Construction and commissioning
R-16′s keel was laid down by the Union Iron Works in San Francisco, California, on 26 April 1917. She was launched on 15 December 1917, sponsored by Mrs. Edward R. Wilson, and commissioned on 5 August 1918.

Service history

1919–1931
Following commissioning, R-16 proceeded to Balboa, Panama Canal Zone, whence she conducted patrols until December 1918. Then ordered back to California, she remained on the United States West Coast into June 1919. On 17 June 1919 she got underway from San Francisco, California, and on 25 June 1919 arrived at Pearl Harbor in the Territory of Hawaii. Given hull classification symbol SS-93 on 17 July 1920, she operated with fleet units for the next 11 years.

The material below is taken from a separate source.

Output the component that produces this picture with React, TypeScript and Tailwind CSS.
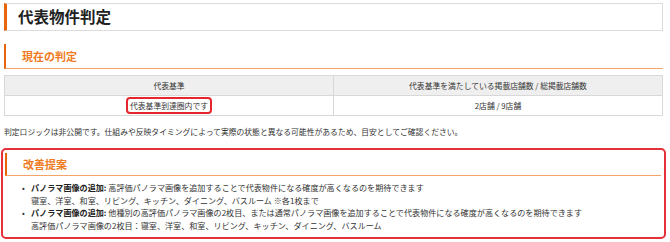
import React from "react";

const suggestions = [
  {
    label: "パノラマ画像の追加:",
    text: "高評価パノラマ画像を追加することで代表物件になる確度が高くなるのを期待できます",
    sub: "寝室、洋室、和室、リビング、キッチン、ダイニング、バスルーム ※各1枚まで",
  },
  {
    label: "パノラマ画像の追加:",
    text: "他種別の高評価パノラマ画像の2枚目、または通常パノラマ画像を追加することで代表物件になる確度が高くなるのを期待できます",
    sub: "高評価パノラマ画像の2枚目：寝室、洋室、和室、リビング、キッチン、ダイニング、バスルーム",
  },
];

const SectionHeading = ({ title }: { title: string }) => (
  <div className="flex h-[25px] items-center border-b border-l-2 border-b-[#f6a468] border-l-[#e9650c] pl-[16px]">
    <h2 className="text-[11px] font-bold text-[#ef7a22]">{title}</h2>
  </div>
);

const App = () => {
  return (
    <div className="h-[242px] w-[670px] overflow-hidden bg-white pl-[4px] pr-[7px] pt-[3px] font-['Noto_Sans_CJK_JP',sans-serif] text-[#333]">
      {/* page title */}
      <div className="flex h-[28px] items-center border border-l-[3px] border-[#dcdcdc] border-l-[#e9650c] pl-[11px]">
        <h1 className="text-[15.5px] font-bold leading-none text-[#222]">代表物件判定</h1>
      </div>

      <div className="mt-[13px]">
        <SectionHeading title="現在の判定" />
      </div>

      <table className="mt-[6px] w-full table-fixed border-collapse text-[7.8px] leading-none">
        <thead>
          <tr>
            <th className="h-[20px] border border-[#d8d8d8] bg-[#efefef] font-normal">代表基準</th>
            <th className="h-[20px] border border-[#d8d8d8] bg-[#efefef] font-normal">
              代表基準を満たしている掲載店舗数 / 総掲載店舗数
            </th>
          </tr>
        </thead>
        <tbody>
          <tr>
            <td className="h-[20px] border border-[#d8d8d8] text-center">
              <span className="inline-block rounded-[4px] border-2 border-[#e5262e] px-[2px] py-[3px]">
                代表基準到達圏内です
              </span>
            </td>
            <td className="h-[20px] border border-[#d8d8d8] text-center">2店舗 / 9店舗</td>
          </tr>
        </tbody>
      </table>

      <p className="mt-[10px] text-[7.8px] leading-[12px]">
        判定ロジックは非公開です。仕組みや反映タイミングによって実際の状態と異なる可能性があるため、目安としてご確認ください。
      </p>

      {/* improvement box */}
      <div className="mx-[-3px] mt-[10px] rounded-[5px] border-2 border-[#e5323a] pb-[5px] pl-[2px] pr-[3px] pt-[3px]">
        <div className="flex h-[23px] items-center border-b border-l-2 border-b-[#f6a468] border-l-[#e9650c] pl-[16px]">
          <h2 className="text-[11px] font-bold text-[#ef7a22]">改善提案</h2>
        </div>
        <ul className="mt-[6px] text-[8.1px] leading-[12.5px]">
          {suggestions.map((item, index) => (
            <li key={index} className="flex">
              <span className="w-[26px] shrink-0 pl-[17px]">•</span>
              <div>
                <div>
                  <span className="font-bold text-[#222]">{item.label}</span> {item.text}
                </div>
                <div>{item.sub}</div>
              </div>
            </li>
          ))}
        </ul>
      </div>
    </div>
  );
};

export default App;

R-16 departed Pearl Harbor on 12 December 1930 and, after transiting the Panama Canal, proceeded to Philadelphia, Pennsylvania, where she decommissioned on 12 May 1931. She was in reserve for the next nine years.

1940–1946
R-16 recommissioned on 1 July 1940 and by the end of 1940 had again assumed patrol duties in waters off Panama. Ordered back to the United States East Coast in the fall of 1941, she arrived at Key West, Florida, on 9 December 1941, two days after the Japanese attack on Pearl Harbor which brought the United States into World War II. By 18 December 1941, she was at New London, Connecticut, from which she conducted patrols and assisted in antisubmarine warfare training into February 1942. Shifted to the United States Virgin Islands in March 1942, she continued her dual mission in the Caribbean Sea, operating from St. Thomas in the U.S. Virgin Islands and from Trinidad. On 7 December 1942, the United States Army transport  mistook R-16 for a German U-boat and opened gunfire on her in the Caribbean Sea, but R-16 submerged and avoided damage.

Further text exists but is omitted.